The basic idea is simple: instead of having a master chef or ones with broad specialties like desserts, there are a host of mini-chefs called "methods," each of which can only work on a specific small group of ingredients. A master chef has to know so much -- he might make a mistake! By having a mini-chef who is 100% dedicated to dough, and never letting anyone else create the dough, we can protect against bad chefs (programmers) and make sure the dough is always perfect! Hooray! Or at least that's the theory...
Conclusion
Computers take data in, process it and write data out. Inside the computer there are instructions and data. Software languages have evolved to make it easier for programmers to define the data that is read and created and to make it easier to write the lines of code that refer to the data and manipulate it. As bodies of software have grown, people have created ways to organize the data that a computer works on, for example putting definitions for the in-process data of a subroutine inside the subroutine itself or collecting a group of related subroutines into a self-contained group or component with data that only it can work on.

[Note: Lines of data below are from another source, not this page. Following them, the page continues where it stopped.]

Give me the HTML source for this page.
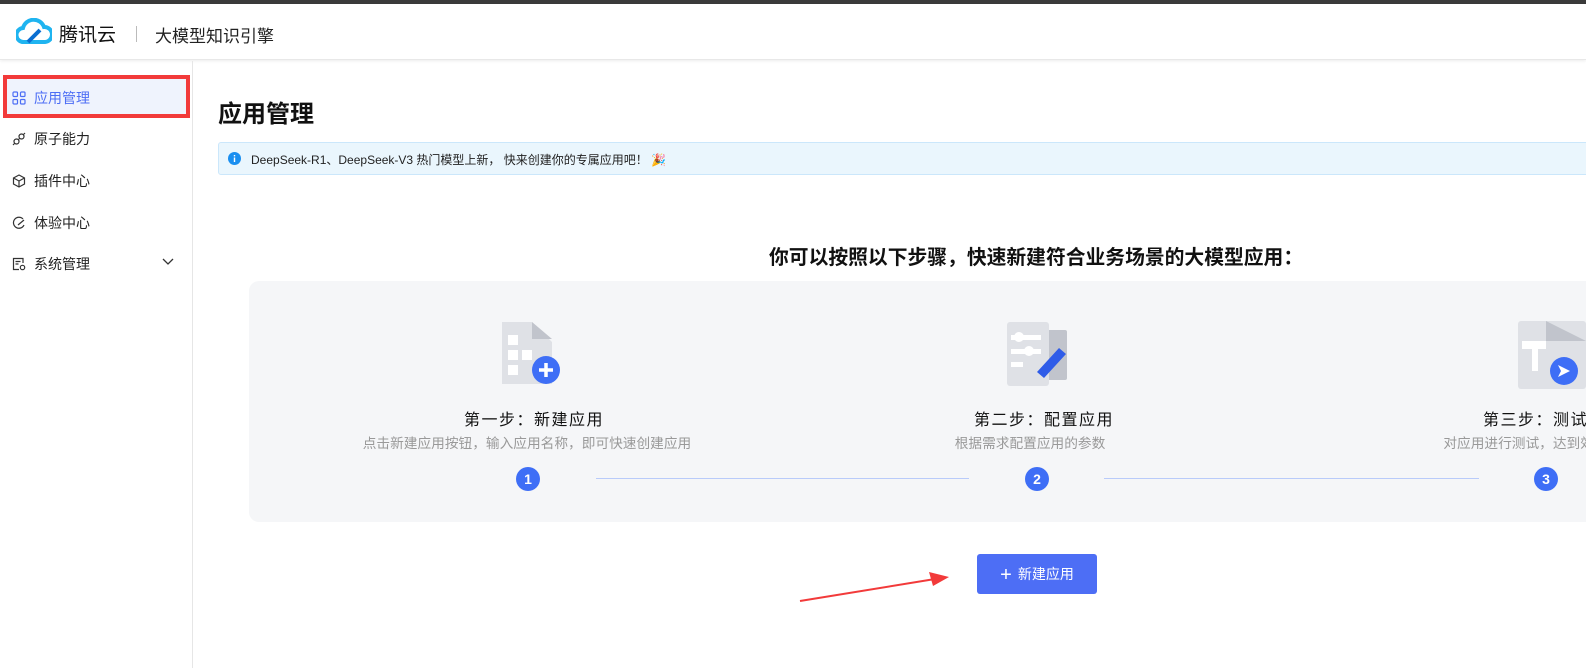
<!DOCTYPE html>
<html><head><meta charset="utf-8"><style>
*{margin:0;padding:0;box-sizing:border-box}
body{width:1586px;height:668px;overflow:hidden;background:#fff;font-family:"Liberation Sans","Noto Sans CJK SC",sans-serif;color:#222;position:relative}
.topbar{position:absolute;left:0;top:0;width:1586px;height:4px;background:#3a3a3a}
.header{position:absolute;left:0;top:4px;width:1586px;height:56px;background:#fff;box-shadow:0 1px 3px rgba(0,0,0,.08);border-bottom:1px solid #e8e8e8}
.side{position:absolute;left:0;top:61px;width:193px;height:607px;border-right:1px solid #e6e6e6}
.item{position:absolute;left:12px;font-size:14px;color:#222;display:flex;align-items:center;gap:8px}
.abs{position:absolute}
.step-t{position:absolute;font-size:16px;letter-spacing:1.5px;color:#111;white-space:nowrap;transform:translateX(-50%)}
.step-d{position:absolute;font-size:13.7px;color:#999;white-space:nowrap;transform:translateX(-50%)}
.num{position:absolute;width:24px;height:24px;border-radius:50%;background:#3e6ef6;color:#fff;font-weight:bold;font-size:14px;text-align:center;line-height:24px}
.line{position:absolute;height:1px;background:#b9cbfa;top:478px}
</style></head><body>
<div class="topbar"></div>
<div class="header">
<svg class="abs" style="left:16px;top:14px" width="36" height="28" viewBox="0 0 36 28"><path d="M8 24 A7 7 0 0 1 7 10 A11 11 0 0 1 28 9 A7.5 7.5 0 0 1 29 24 Z" fill="none" stroke="#1fb4f0" stroke-width="4"/><path d="M12 24 L24 12" stroke="#0a6ed1" stroke-width="4"/></svg>
<div class="abs" style="left:59px;top:16px;font-size:19px;color:#111">腾讯云</div>
<div class="abs" style="left:136px;top:22px;width:1px;height:16px;background:#bbb"></div>
<div class="abs" style="left:155px;top:18px;font-size:17px;color:#222">大模型知识引擎</div>
</div>
<div class="side">
<div class="abs" style="left:3px;top:14px;width:187px;height:43px;border:4px solid #f23a3a;background:#eff3fd"></div>
<div class="item" style="top:27px;color:#4d6ef5"><svg width="14" height="14" viewBox="0 0 14 14" fill="none" stroke="#4d6ef5" stroke-width="1.2"><rect x="1" y="1" width="4.5" height="4.5" rx="1"/><rect x="8.5" y="1" width="4.5" height="4.5" rx="1"/><rect x="1" y="8.5" width="4.5" height="4.5" rx="1"/><rect x="8.5" y="8.5" width="4.5" height="4.5" rx="1"/></svg>应用管理</div>
<div class="item" style="top:68px"><svg width="14" height="14" viewBox="0 0 14 14" fill="none" stroke="#333" stroke-width="1.2"><circle cx="4.5" cy="9.5" r="2.5"/><circle cx="9.5" cy="4.5" r="2.5"/><path d="M1 13l2-2M11 3l2-2M6 8l2-2"/></svg>原子能力</div>
<div class="item" style="top:110px"><svg width="14" height="14" viewBox="0 0 14 14" fill="none" stroke="#333" stroke-width="1.2"><path d="M7 1l5.5 3v6L7 13 1.5 10V4z M1.5 4L7 7l5.5-3M7 7v6"/></svg>插件中心</div>
<div class="item" style="top:152px"><svg width="14" height="14" viewBox="0 0 14 14" fill="none" stroke="#333" stroke-width="1.2"><path d="M11 3A5.5 5.5 0 1 0 12 9"/><path d="M6 9l6-5"/></svg>体验中心</div>
<div class="item" style="top:193px"><svg width="14" height="14" viewBox="0 0 14 14" fill="none" stroke="#333" stroke-width="1.2"><path d="M11 6V1.5H1.5v11H7M3.5 4.5h5M3.5 7h3"/><circle cx="10.5" cy="10.5" r="2.2"/></svg>系统管理</div>
<svg class="abs" style="left:162px;top:197px" width="12" height="8" viewBox="0 0 12 8"><path d="M1 1l5 5 5-5" fill="none" stroke="#333" stroke-width="1.3"/></svg>
</div>
<div class="abs" style="left:218px;top:94px;font-size:24px;font-weight:bold;color:#111">应用管理</div>
<div class="abs" style="left:218px;top:142px;width:1380px;height:33px;background:#eaf6fd;border:1px solid #cbe7fb;border-radius:3px"></div>
<svg class="abs" style="left:228px;top:152px" width="13" height="13" viewBox="0 0 13 13"><circle cx="6.5" cy="6.5" r="6.5" fill="#1a8ff0"/><rect x="5.8" y="5.5" width="1.4" height="4.5" fill="#fff"/><rect x="5.8" y="3" width="1.4" height="1.4" fill="#fff"/></svg>
<div class="abs" style="left:251px;top:151px;font-size:12px;color:#222">DeepSeek-R1、DeepSeek-V3 热门模型上新， 快来创建你的专属应用吧！ 🎉</div>
<div class="abs" style="left:769px;top:241px;font-size:19.8px;font-weight:bold;color:#111;white-space:nowrap">你可以按照以下步骤，快速新建符合业务场景的大模型应用：</div>
<div class="abs" style="left:249px;top:281px;width:1400px;height:241px;background:#f5f6f8;border-radius:10px"></div>
<svg class="abs" style="left:502px;top:322px" width="60" height="64" viewBox="0 0 60 64"><path d="M0 0h30l20 20v42H0z" fill="#dfe1e6"/><path d="M30 0v17h20" fill="#c1c4cc"/><g fill="#fff"><rect x="6" y="13" width="10" height="10"/><rect x="6" y="28" width="10" height="10"/><rect x="20" y="28" width="10" height="10"/><rect x="6" y="43" width="10" height="10"/></g><circle cx="44" cy="48" r="14" fill="#3e6ef6"/><path d="M44 41v14M37 48h14" stroke="#fff" stroke-width="3.5"/></svg>
<svg class="abs" style="left:1007px;top:322px" width="64" height="64" viewBox="0 0 64 64"><rect x="40" y="8" width="20" height="50" rx="2" fill="#c1c4cc"/><rect x="0" y="0" width="42" height="64" rx="3" fill="#dfe1e6"/><g fill="#fff"><rect x="4" y="13" width="30" height="5"/><rect x="4" y="27" width="30" height="5"/><rect x="4" y="40" width="12" height="5"/><circle cx="12" cy="15" r="5"/><circle cx="22" cy="29" r="5"/></g><path d="M30 50l22-24 7 6-22 24z" fill="#2f5ce8"/></svg>
<svg class="abs" style="left:1518px;top:321px" width="68" height="68" viewBox="0 0 68 68"><rect x="0" y="0" width="68" height="68" rx="3" fill="#dfe1e6"/><path d="M28 0v20h40" fill="#c1c4cc"/><path d="M4 20h24v8h-8v22h-6V28H4z" fill="#fff"/><circle cx="46" cy="50" r="14" fill="#3e6ef6"/><path d="M40 44l12 6-12 6 3-6z" fill="#fff"/></svg>
<div class="step-t" style="left:534px;top:406px">第一步：新建应用</div>
<div class="step-d" style="left:527px;top:432px">点击新建应用按钮，输入应用名称，即可快速创建应用</div>
<div class="step-t" style="left:1044px;top:406px">第二步：配置应用</div>
<div class="step-d" style="left:1030px;top:432px">根据需求配置应用的参数</div>
<div class="step-t" style="left:1553px;top:406px">第三步：测试应用</div>
<div class="step-d" style="left:1546px;top:432px">对应用进行测试，达到效果后发布</div>
<div class="num" style="left:516px;top:467px">1</div>
<div class="num" style="left:1025px;top:467px">2</div>
<div class="num" style="left:1534px;top:467px">3</div>
<div class="line" style="left:596px;width:373px"></div>
<div class="line" style="left:1104px;width:375px"></div>
<div class="abs" style="left:977px;top:554px;width:120px;height:40px;background:#4d6ef5;border-radius:3px;color:#fff;font-size:14px;line-height:40px;text-align:center"><span style="font-size:20px;vertical-align:-2px;margin-right:6px">+</span>新建应用</div>
<svg class="abs" style="left:795px;top:570px" width="160" height="36" viewBox="0 0 160 36"><path d="M5 31L140 9" stroke="#f23a3a" stroke-width="2"/><path d="M154 7L134 2l4 14z" fill="#f23a3a"/></svg>
</body></html>
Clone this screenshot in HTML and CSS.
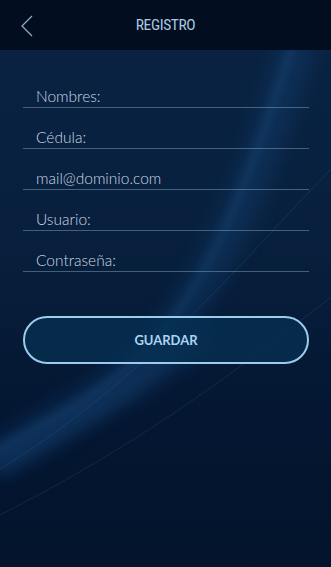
FILE: index.html
```html
<!doctype html>
<html>
<head>
    <meta charset="utf-8">
    <title>Registro</title>

    <link rel="stylesheet" href="styles.css">
</head>

<body>
    <div class="screen">
        <svg class="bg" width="331" height="567" viewBox="0 0 331 567">
          <defs>
            <filter id="soft"><feGaussianBlur stdDeviation="10"/></filter>
            <filter id="soft2"><feGaussianBlur stdDeviation="4"/></filter>
            <filter id="soft3"><feGaussianBlur stdDeviation="0.7"/></filter>
          </defs>
          <path d="M300 40 C 265 150, 230 260, 170 330 S 50 420, -10 460" fill="none" stroke="#1b5d9e" stroke-width="34" opacity="0.22" filter="url(#soft)"/>
          <path d="M292 45 C 258 150, 222 258, 165 328 S 45 418, -10 455" fill="none" stroke="#2d7cc0" stroke-width="7" opacity="0.16" filter="url(#soft2)"/>
          <path d="M340 160 C 250 250, 150 380, -10 475" fill="none" stroke="#2b7fb0" stroke-width="1" opacity="0.2" filter="url(#soft3)"/>
          <path d="M340 290 C 250 360, 150 440, -10 520" fill="none" stroke="#2a8a9e" stroke-width="1" opacity="0.18" filter="url(#soft3)"/>
          <path d="M210 330 C 150 380, 80 420, -10 470" fill="none" stroke="#2b6fb5" stroke-width="22" opacity="0.22" filter="url(#soft)"/>
        </svg>

        <div class="header">
            <a class="back" href="#">
              <svg width="12" height="22" viewBox="0 0 12 22">
                <path d="M11 1 L1 11 L11 21" fill="none" stroke="#8aa9c6" stroke-width="1.3"/>
              </svg>
            </a>
            <h1 class="title">REGISTRO</h1>
            <span></span>
        </div>

        <form class="form">
            <input class="field" type="text" placeholder="Nombres:">
            <input class="field" type="text" placeholder="Cédula:">
            <input class="field" type="email" placeholder="mail@dominio.com">
            <input class="field" type="text" placeholder="Usuario:">
            <input class="field" type="password" placeholder="Contraseña:">

            <button class="btn" type="button">GUARDAR</button>
        </form>
    </div>
</body>
</html>
```

FILE: styles.css
```css
html, body {
    margin: 0;
    padding: 0;
    background: #041530;
}

.screen {
    position: relative;
    width: 331px;
    height: 567px;
    overflow: hidden;
    background: linear-gradient(180deg, #0a2343 0%, #08203e 40%, #041631 75%, #03142c 100%);
    font-family: Lato, "Open Sans", sans-serif;
}

.bg {
    position: absolute;
    top: 0;
    left: 0;
}

.header {
    position: relative;
    height: 50px;
    background: #020e20;
    display: grid;
    grid-template-columns: 50px 1fr 50px;
    align-items: center;
}

.back {
    display: flex;
    padding-left: 21px;
    padding-top: 1px;
}

.title {
    margin: 0;
    text-align: center;
    font-family: "Liberation Sans Narrow", "Roboto Condensed", Roboto, sans-serif;
    font-weight: normal;
    font-size: 15.5px;
    letter-spacing: -0.4px;
    color: #a9c9e3;
}

.form {
    position: relative;
    padding: 17px 22px 0 23px;
    display: flex;
    flex-direction: column;
}

.field {
    box-sizing: border-box;
    width: 100%;
    height: 41px;
    padding: 20px 13px 2px;
    line-height: 18px;
    background: transparent;
    border: none;
    border-bottom: 1px solid rgba(140, 175, 205, 0.45);
    font-family: Lato, "Open Sans", sans-serif;
    font-weight: 300;
    font-size: 15.5px;
    color: #c8d7e5;
    outline: none;
}

.field::placeholder {
    color: #c8d7e5;
    opacity: 1;
}

.btn {
    margin-top: 44px;
    height: 48px;
    border: 2px solid #9ccbec;
    border-radius: 24px;
    background: rgba(6, 48, 82, 0.75);
    color: #acd4f2;
    font-family: Lato, sans-serif;
    font-weight: bold;
    font-size: 13px;
}
```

Understanding the basic concepts of instruction/data relationships and how those relationships can be organized and controlled is the key to understanding the plethora of approaches to language and architecture that have been created, and making informed decisions about which language and architecture is best for a given problem. The overall trend is clear: Programming self-declared elites decide that this or that restriction should be placed on which variables can be accessed by which instructions in which way, with the goal of reducing the errors made by normal programming riff-raff. Nearly all such restrictions make things worse!